The rapid turnaround of the Champions Leagues brief impressed BT, which said it could have only been pulled off with such close client and agency relationship.

“After we got the work out the door and brought it back to season 7, we took lots of the learnings from the Champion’s League Campaign,” said Stratton.

When they ran the final session, it awarded the contract to Wunderman Thompson. “Once we did that, we hit the ground running,” Stratton said.

The fact that the agency refrained from using powerpoint, has a passion for sport and making culture and by virtue of its raw ideas, sold the agency to BT. Stratton said it was also impressed by the rapid turnaround of the Champion's League campaign.

"The main thing we asked for was a media-neutral idea," said Stratton. "We still see this a lot as a client.
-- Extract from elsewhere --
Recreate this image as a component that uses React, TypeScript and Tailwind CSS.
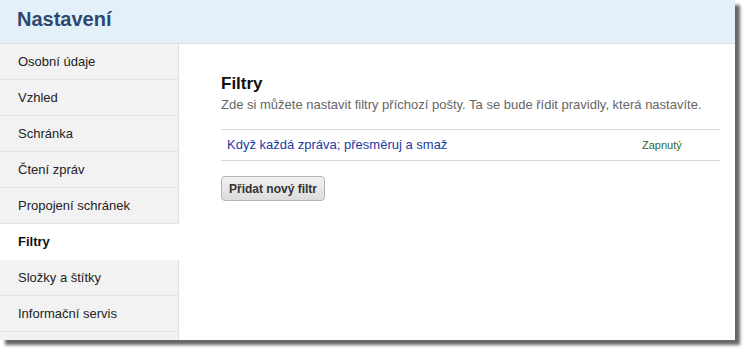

Whilst we ask for ideas - we still get scripts."

The team went back to the first round of tissues for the final idea. "We actually ran with a campaign called 'unscripted' from the first session but it wasn't originally chosen," explained Hulbert. "The fact that the award-winning idea could have ended up on the tissue room floor goes back to the team, and although there was a clear dealing, this was about delivering to Dave's request about raising the bar."

What this pitch process demonstrates is how well collaborative spaces work. Members from BT and Wunderman Thompson were free to walk up and leave a comment and start participating in conversations. And, although Hulbert said that they had luck from the momentum of the Champion's League final, it "was also the momentum of having that collaborative team in place."